EXERCISE INSTRUCTIONS:
The listing below should be written out exactly; please include all of it.

RECORDED INFORMATION:
-- -- --
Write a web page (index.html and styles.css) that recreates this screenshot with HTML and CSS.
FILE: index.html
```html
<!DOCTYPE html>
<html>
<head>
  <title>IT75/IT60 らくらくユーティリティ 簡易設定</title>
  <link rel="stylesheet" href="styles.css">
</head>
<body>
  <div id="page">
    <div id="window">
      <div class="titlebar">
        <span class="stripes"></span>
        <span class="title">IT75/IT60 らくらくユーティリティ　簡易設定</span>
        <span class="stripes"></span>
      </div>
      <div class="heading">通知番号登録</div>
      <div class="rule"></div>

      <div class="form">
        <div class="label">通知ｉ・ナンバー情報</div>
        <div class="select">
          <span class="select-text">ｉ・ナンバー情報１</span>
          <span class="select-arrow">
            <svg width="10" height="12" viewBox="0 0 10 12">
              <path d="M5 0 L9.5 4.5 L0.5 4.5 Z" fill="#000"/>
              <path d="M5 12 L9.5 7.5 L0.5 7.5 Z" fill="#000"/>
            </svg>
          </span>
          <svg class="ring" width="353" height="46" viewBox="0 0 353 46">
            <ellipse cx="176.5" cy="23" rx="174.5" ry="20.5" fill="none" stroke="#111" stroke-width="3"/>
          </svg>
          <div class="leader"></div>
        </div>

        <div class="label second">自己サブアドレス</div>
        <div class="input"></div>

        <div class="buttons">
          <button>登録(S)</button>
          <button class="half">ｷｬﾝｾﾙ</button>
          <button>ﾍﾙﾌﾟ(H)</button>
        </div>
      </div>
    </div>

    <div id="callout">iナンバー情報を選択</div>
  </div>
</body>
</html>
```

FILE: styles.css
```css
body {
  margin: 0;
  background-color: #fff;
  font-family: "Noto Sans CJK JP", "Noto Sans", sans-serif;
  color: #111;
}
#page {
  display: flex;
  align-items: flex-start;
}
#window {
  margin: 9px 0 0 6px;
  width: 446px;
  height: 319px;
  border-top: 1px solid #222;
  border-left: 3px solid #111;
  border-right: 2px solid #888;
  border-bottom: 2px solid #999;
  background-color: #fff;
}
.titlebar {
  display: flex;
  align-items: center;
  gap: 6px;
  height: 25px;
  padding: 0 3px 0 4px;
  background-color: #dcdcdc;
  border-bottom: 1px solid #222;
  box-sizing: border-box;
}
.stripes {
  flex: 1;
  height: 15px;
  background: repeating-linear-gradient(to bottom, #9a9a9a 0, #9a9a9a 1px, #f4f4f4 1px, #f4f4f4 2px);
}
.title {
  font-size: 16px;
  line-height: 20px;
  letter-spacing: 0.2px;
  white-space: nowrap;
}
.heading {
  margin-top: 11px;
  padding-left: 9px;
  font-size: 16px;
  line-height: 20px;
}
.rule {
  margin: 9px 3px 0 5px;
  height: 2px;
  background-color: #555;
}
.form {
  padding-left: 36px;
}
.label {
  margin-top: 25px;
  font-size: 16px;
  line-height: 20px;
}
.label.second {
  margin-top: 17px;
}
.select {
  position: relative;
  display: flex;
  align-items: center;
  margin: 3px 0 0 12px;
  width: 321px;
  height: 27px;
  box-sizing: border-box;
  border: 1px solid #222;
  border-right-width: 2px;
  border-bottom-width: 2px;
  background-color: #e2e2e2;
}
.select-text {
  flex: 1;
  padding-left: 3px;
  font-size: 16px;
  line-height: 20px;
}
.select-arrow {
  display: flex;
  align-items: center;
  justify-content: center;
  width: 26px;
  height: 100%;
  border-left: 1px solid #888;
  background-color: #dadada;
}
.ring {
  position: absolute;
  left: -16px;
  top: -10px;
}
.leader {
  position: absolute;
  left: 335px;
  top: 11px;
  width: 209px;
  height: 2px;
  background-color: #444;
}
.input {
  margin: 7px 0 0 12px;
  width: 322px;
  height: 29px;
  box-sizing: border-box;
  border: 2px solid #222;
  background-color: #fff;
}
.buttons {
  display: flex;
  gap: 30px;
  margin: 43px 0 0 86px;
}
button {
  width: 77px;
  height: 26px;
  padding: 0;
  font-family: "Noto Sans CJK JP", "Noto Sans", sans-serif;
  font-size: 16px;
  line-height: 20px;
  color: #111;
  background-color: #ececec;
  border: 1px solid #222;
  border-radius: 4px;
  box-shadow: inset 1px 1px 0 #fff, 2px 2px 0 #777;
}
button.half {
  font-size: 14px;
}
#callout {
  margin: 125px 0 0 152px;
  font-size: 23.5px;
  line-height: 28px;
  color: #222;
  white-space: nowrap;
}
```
-- -- --
REPLY TO THE EXERCISE:
Write a web page (index.html and styles.css) that recreates this screenshot with HTML and CSS.
FILE: index.html
```html
<!DOCTYPE html>
<html>
<head>
  <title>IT75/IT60 らくらくユーティリティ 簡易設定</title>
  <link rel="stylesheet" href="styles.css">
</head>
<body>
  <div id="page">
    <div id="window">
      <div class="titlebar">
        <span class="stripes"></span>
        <span class="title">IT75/IT60 らくらくユーティリティ　簡易設定</span>
        <span class="stripes"></span>
      </div>
      <div class="heading">通知番号登録</div>
      <div class="rule"></div>

      <div class="form">
        <div class="label">通知ｉ・ナンバー情報</div>
        <div class="select">
          <span class="select-text">ｉ・ナンバー情報１</span>
          <span class="select-arrow">
            <svg width="10" height="12" viewBox="0 0 10 12">
              <path d="M5 0 L9.5 4.5 L0.5 4.5 Z" fill="#000"/>
              <path d="M5 12 L9.5 7.5 L0.5 7.5 Z" fill="#000"/>
            </svg>
          </span>
          <svg class="ring" width="353" height="46" viewBox="0 0 353 46">
            <ellipse cx="176.5" cy="23" rx="174.5" ry="20.5" fill="none" stroke="#111" stroke-width="3"/>
          </svg>
          <div class="leader"></div>
        </div>

        <div class="label second">自己サブアドレス</div>
        <div class="input"></div>

        <div class="buttons">
          <button>登録(S)</button>
          <button class="half">ｷｬﾝｾﾙ</button>
          <button>ﾍﾙﾌﾟ(H)</button>
        </div>
      </div>
    </div>

    <div id="callout">iナンバー情報を選択</div>
  </div>
</body>
</html>
```

FILE: styles.css
```css
body {
  margin: 0;
  background-color: #fff;
  font-family: "Noto Sans CJK JP", "Noto Sans", sans-serif;
  color: #111;
}
#page {
  display: flex;
  align-items: flex-start;
}
#window {
  margin: 9px 0 0 6px;
  width: 446px;
  height: 319px;
  border-top: 1px solid #222;
  border-left: 3px solid #111;
  border-right: 2px solid #888;
  border-bottom: 2px solid #999;
  background-color: #fff;
}
.titlebar {
  display: flex;
  align-items: center;
  gap: 6px;
  height: 25px;
  padding: 0 3px 0 4px;
  background-color: #dcdcdc;
  border-bottom: 1px solid #222;
  box-sizing: border-box;
}
.stripes {
  flex: 1;
  height: 15px;
  background: repeating-linear-gradient(to bottom, #9a9a9a 0, #9a9a9a 1px, #f4f4f4 1px, #f4f4f4 2px);
}
.title {
  font-size: 16px;
  line-height: 20px;
  letter-spacing: 0.2px;
  white-space: nowrap;
}
.heading {
  margin-top: 11px;
  padding-left: 9px;
  font-size: 16px;
  line-height: 20px;
}
.rule {
  margin: 9px 3px 0 5px;
  height: 2px;
  background-color: #555;
}
.form {
  padding-left: 36px;
}
.label {
  margin-top: 25px;
  font-size: 16px;
  line-height: 20px;
}
.label.second {
  margin-top: 17px;
}
.select {
  position: relative;
  display: flex;
  align-items: center;
  margin: 3px 0 0 12px;
  width: 321px;
  height: 27px;
  box-sizing: border-box;
  border: 1px solid #222;
  border-right-width: 2px;
  border-bottom-width: 2px;
  background-color: #e2e2e2;
}
.select-text {
  flex: 1;
  padding-left: 3px;
  font-size: 16px;
  line-height: 20px;
}
.select-arrow {
  display: flex;
  align-items: center;
  justify-content: center;
  width: 26px;
  height: 100%;
  border-left: 1px solid #888;
  background-color: #dadada;
}
.ring {
  position: absolute;
  left: -16px;
  top: -10px;
}
.leader {
  position: absolute;
  left: 335px;
  top: 11px;
  width: 209px;
  height: 2px;
  background-color: #444;
}
.input {
  margin: 7px 0 0 12px;
  width: 322px;
  height: 29px;
  box-sizing: border-box;
  border: 2px solid #222;
  background-color: #fff;
}
.buttons {
  display: flex;
  gap: 30px;
  margin: 43px 0 0 86px;
}
button {
  width: 77px;
  height: 26px;
  padding: 0;
  font-family: "Noto Sans CJK JP", "Noto Sans", sans-serif;
  font-size: 16px;
  line-height: 20px;
  color: #111;
  background-color: #ececec;
  border: 1px solid #222;
  border-radius: 4px;
  box-shadow: inset 1px 1px 0 #fff, 2px 2px 0 #777;
}
button.half {
  font-size: 14px;
}
#callout {
  margin: 125px 0 0 152px;
  font-size: 23.5px;
  line-height: 28px;
  color: #222;
  white-space: nowrap;
}
```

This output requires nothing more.